In the future, fully automated driving at the GoA4, sensors on the train ensure the perception of objects and obstacles in the track environment. The sensor data is evaluated using AI models based on machine learning (ML). The reliability of a AI model depends on the amount of data used for training and therefore also on the availability of viable data sets. Together with the German Center for Rail Traffic Research (DZSF), DB Netz AG has now created and published the first such data set for the rail sector as part of the sector initiative Digitale Schiene Deutschland.

Fully automated driving will involve technical systems taking over tasks previously performed by the train driver, including route monitoring. Sensor-based perception systems are being developed for this purpose, which perceive objects in the train environment. These systems consist of various sensors, which are usually mounted at the front of the train. These should provide reliable images of the surroundings under all visibility and weather conditions (day, night, rain, etc.). For this purpose, a multi-sensor configuration consisting of medium and long range cameras, infrared cameras, LiDARs (Light Detection And Ranging) and radars is usually used. AI software subsequently interprets the environment captured by the sensor data.

 

AI software that can interpret the data from such a multi-sensor configuration is based on machine learning (ML) and needs to be trained with a very large amount of sensor data. This data is "annotated"; Annotations are labels in image regions showing the objects to be trained, for example rails, catenary poles, persons, etc. (see Figure 1). Until now, public data sets from the railroad sector are very rare, which is why DB Netz AG, within the sector initiative Digitale Schiene Deutschland, and the German Center for Rail Transport Research (DZSF) at the Federal Railway Authority (EBA) have created the first publicly available multi-sensor data set OSDaR23. The sensor dataset annotated as part of the project was recorded in several data collection runs in Hamburg by Digitale Schiene Deutschland. The dataset contains regular railroad environments and tain operating situations as well as some special situations and objects (like flames and smoke), which were posed.

Figure 2: Recorded, annotated data of each respective sensor type

The sensors were mounted on the top of a track work vehicle and calibrated to each other. Figure 1, top left, shows the mounting of the sensors on the top of the vehicle. Data from the following 24 sensors were recorded with an acquisition frequency of 10 Hz and time synchronization (see Figure 2):

  • 3 high resolution cameras, 3 medium resolution cameras, 3 infrared cameras.
  • 3 long-range LiDARs, 1 mid-range Lidar, 2 short-range LiDARs
  • 1 long-range radar
  • 4 inertial measurement units, 4 GPS/GNSS sensors

Furthermore, an annotation specification was developed that describes the used annotation types and geometries and the object classes to be annotated. The data is stored in the annotation format ASAM Open LABEL.

Following this specification, the company Fusion Systems GmbH has annotated about 204,000 objects from 20 different object classes in the sensor data (see Figure 3).

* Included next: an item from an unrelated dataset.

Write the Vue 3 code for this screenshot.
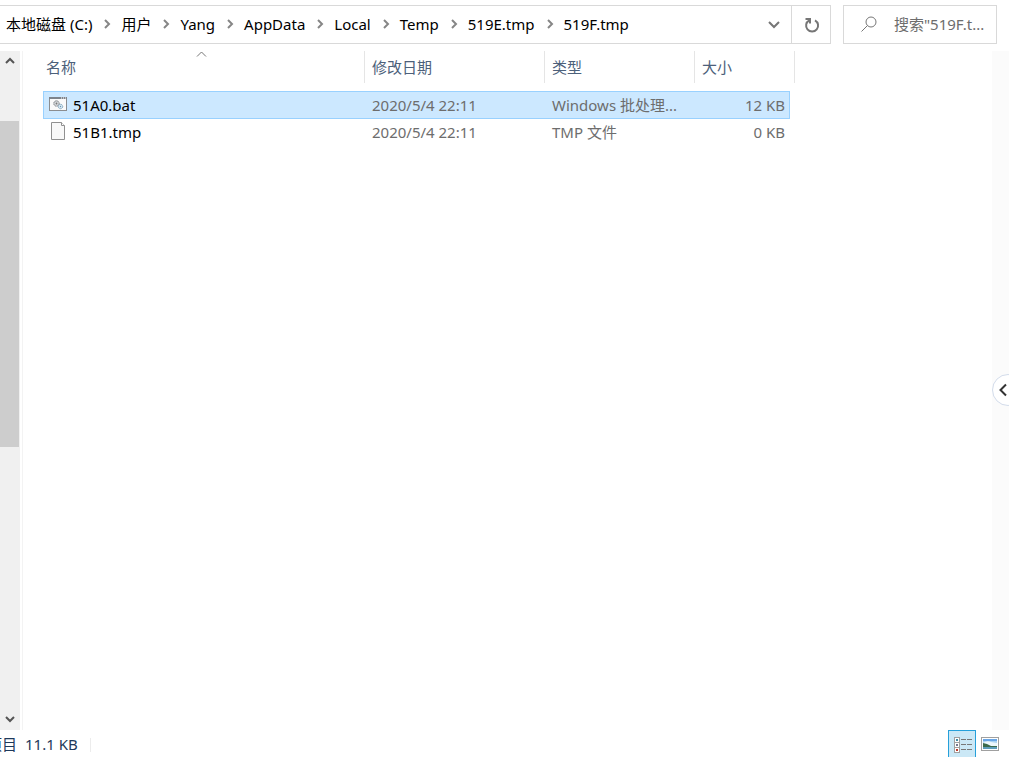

Figure 3: Number of annotations in the total of 20 object classes Figure 3: Number of annotations in the total of 20 object classes
Figure 3: Number of annotations in the total of 20 object classes

The multi-sensor data set OSDaR23 will be used in the future in the Data Factory of Digital Rail Germany to train AI software for environment perception. In addition, further annotated multi-sensor datasets will be created, which will  be available via the Data Factory. A detailed description about the recordings, the contents and the annotations of the dataset are published in our technical article in the Eisenbahntechnische Rundschau 04/23.

 

The multi-sensor data and the associated annotations contained in the OSDaR23 dataset can be downloaded from the following link:

[ref: https://doi.org/10.57806/9mv146r0]

 

For easy use of the dataset, DB Netz AG has also published a suitable Python software development environment:

[ref: https://github.com/DSD-DBS/raillabel]

 

To visualize the dataset, the WebLabel Player of the Vicomtech Research Foundation can be used: [ref: https://github.com/Vicomtech/weblabel]